Ladies and gentlemen, the two main attractions of my long trip both defy description: the Grand Canyon and the mighty Redwoods. At first, as I made my way from Berkeley to Leggett along Route 101, aka the Redwood Highway, I thought that the grandeur of the trees has been overstated. I saw some Redwoods and, though pretty, they were not exactly something to write home about. I headed out from my most cozy lodgings (Stone Gate Villas, a nice place) with some trepidation. I was afraid that I had traveled many hours for a myth. Boy was I mistaken.
There are probably more unspectacular Redwoods than spectacular ones, but the competition is close. You certainly have to travel far enough north to see the big ones, but it is, as much as I may have worried—it is indeed worth the travel.
First I drove through the Chandelier Tree, which was beyond cool. And then I bought a bunch of stuff made out of California Redwood at the gift shop by the tree. It’s the best gift shop in the area as far as I’ve seen. Afterward I walked a little bit up the paths around the Chandelier. This is where I first fell to my knees. There’s a poem by the Chandelier that urges humanity to fall to its knees in awe of the Redwoods. I thought the poem and sentiment to be nice, but just a poem and sentiment; I was not expecting to, or even thinking to, drop to my knees. Really I had no other choice. The size, the height, the age, the silent and unspoken wisdom of greatness, all were too much to handle for me. And it seemed like every direction I looked there was another magnificent elder waiting to impart its strength to me. I just had to touch them and pray.
I didn’t think that the experience could get much better, but I decided to drive through the Avenue of the Giants anyway. Boy was I glad I did so. Grove after grove of huge trees by an unsuspecting river. At one point I tried to hug one of the bigger ones and found that it felt like I was leaning against a wall: my arms weren’t able to bend much at all. Some of the trees had fallen over, and those might have been the best.
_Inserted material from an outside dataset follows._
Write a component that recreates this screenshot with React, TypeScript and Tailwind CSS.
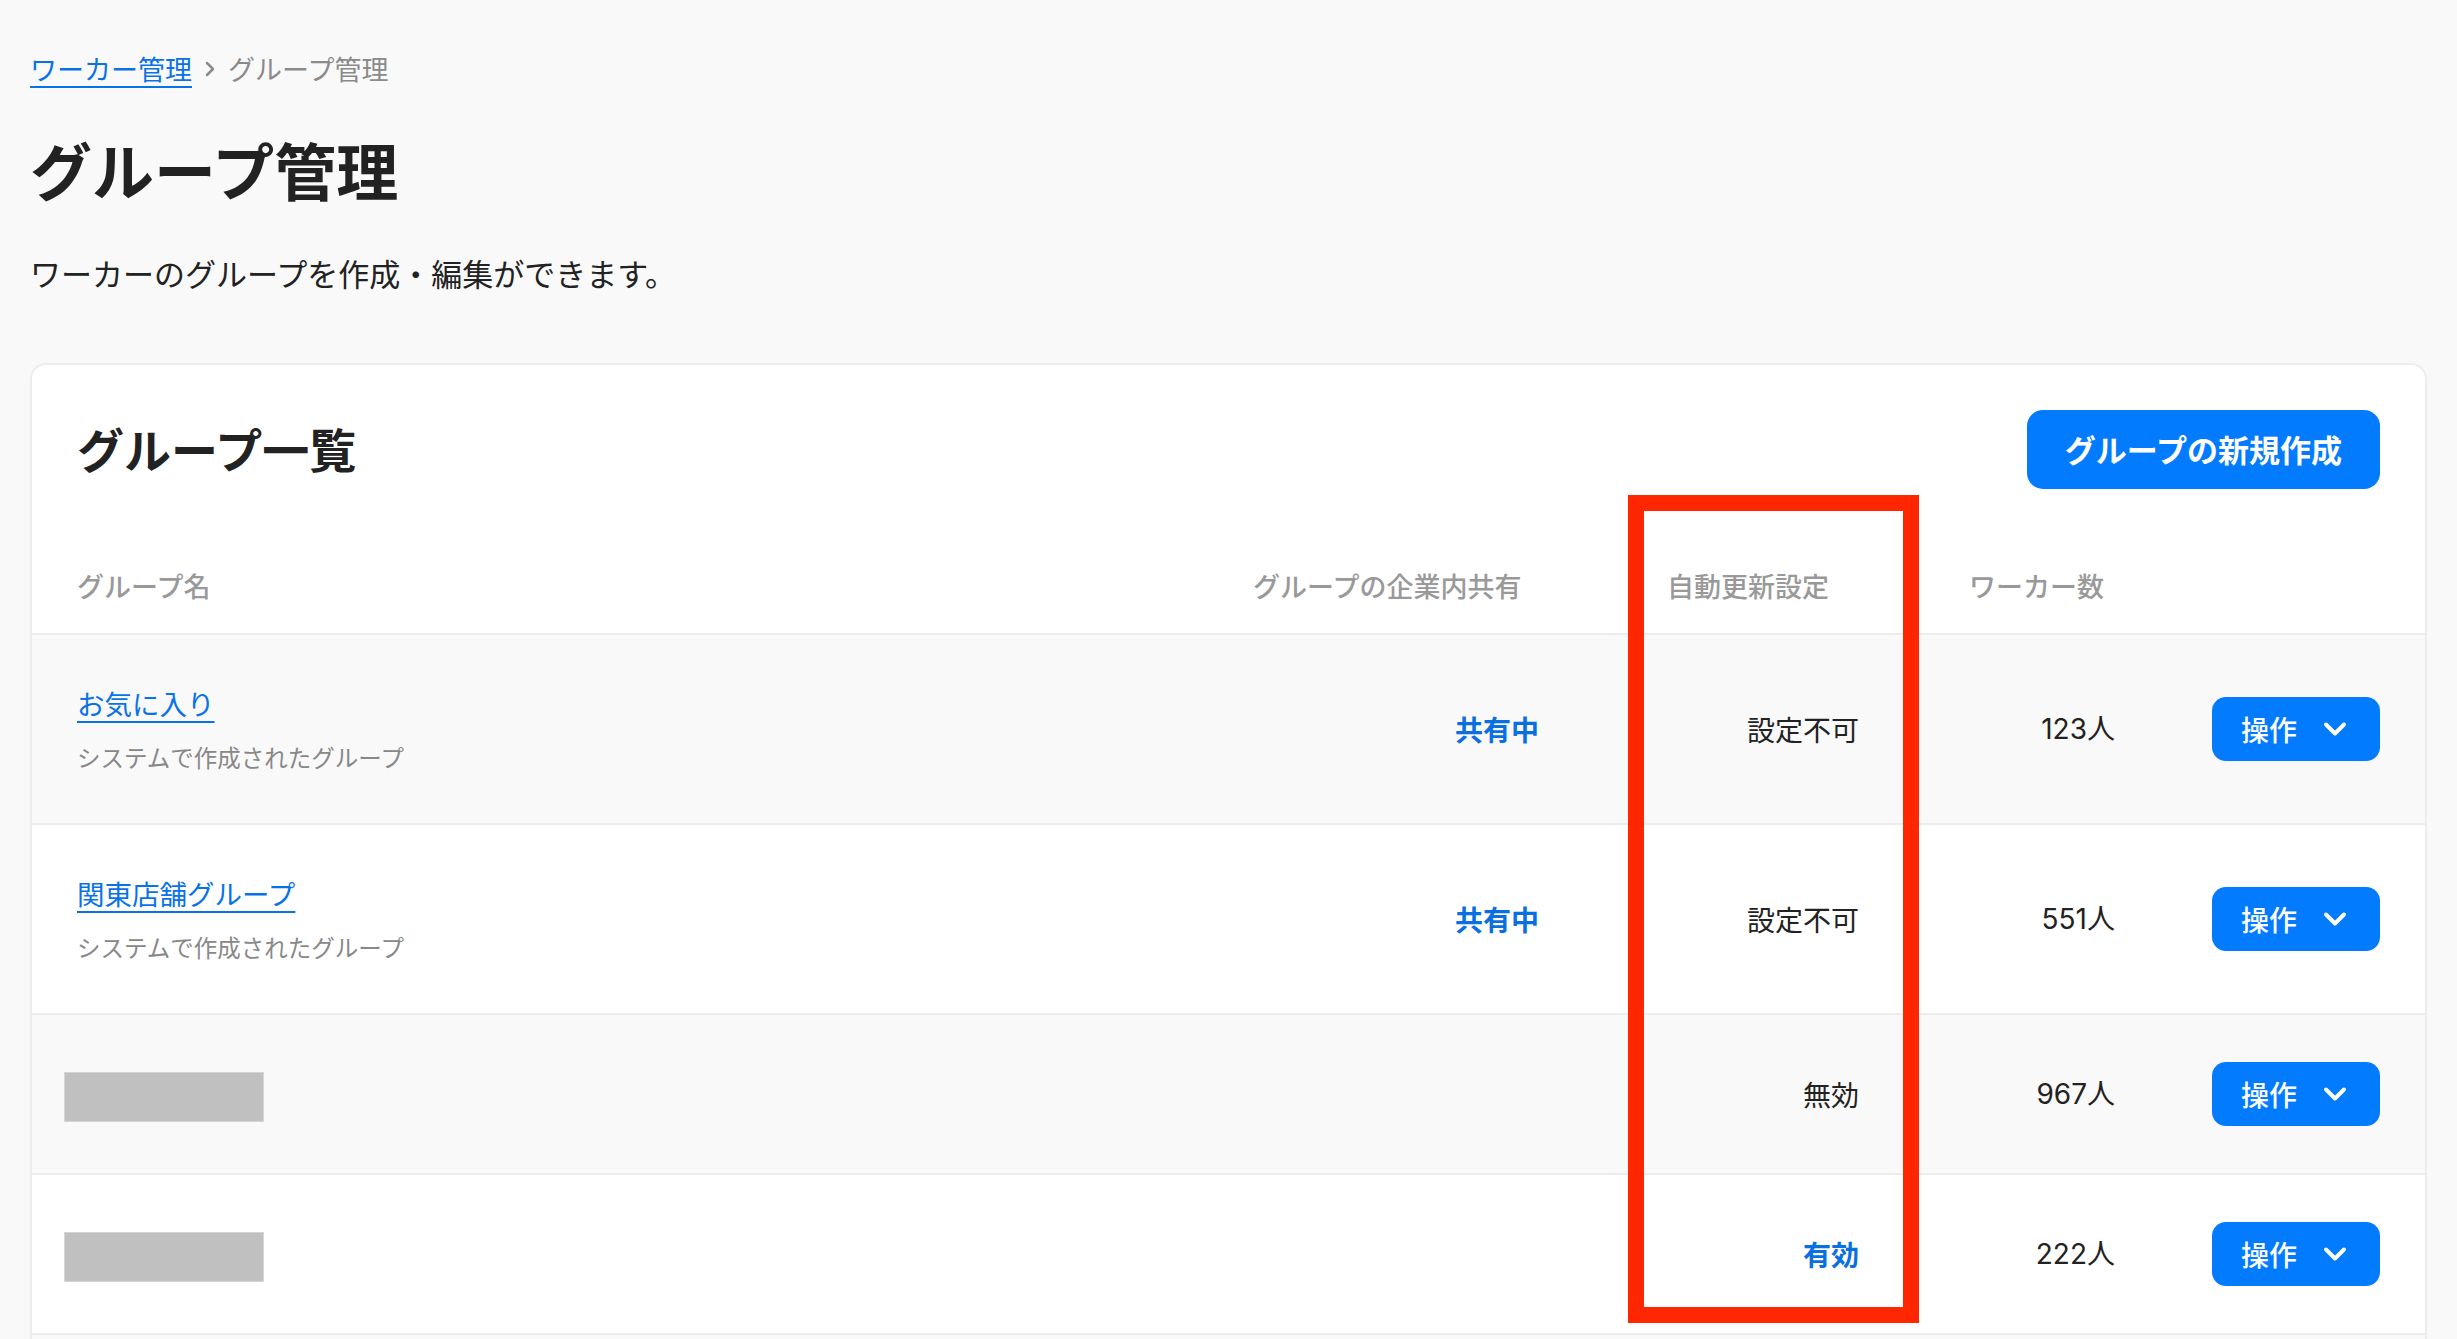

You can then climb on top of them and walk their length or see the giant hole where the greedy roots took had once taken hold. “How in the world…” I couldn’t stop asking. My knees and hands were getting rather dirty by the time I parted from the Founder’s Tree near the end of the Avenue.
Whether the Redwoods are the work of God or of a chance process of nature, I don’t much care. All I know is that it’s hard not to be in the presence of these trees and be inspired to greatness, both as a person and as a struggling writer/artist, or struggling whatever. Unless you are absolutely destitute and starving, I’d imagine that your problems will suddenly seem like nothing in the face of the football field-tall Redwoods, some of which have been alive since Christ walked the earth; or, more commonly, since before Rome was sacked; or, far more commonly, since William the Conqueror invaded England. Most of these trees were already massively massive when Jamestown was founded, or when Napoleon was defeated at Waterloo, or when the 49ers first established their namesake.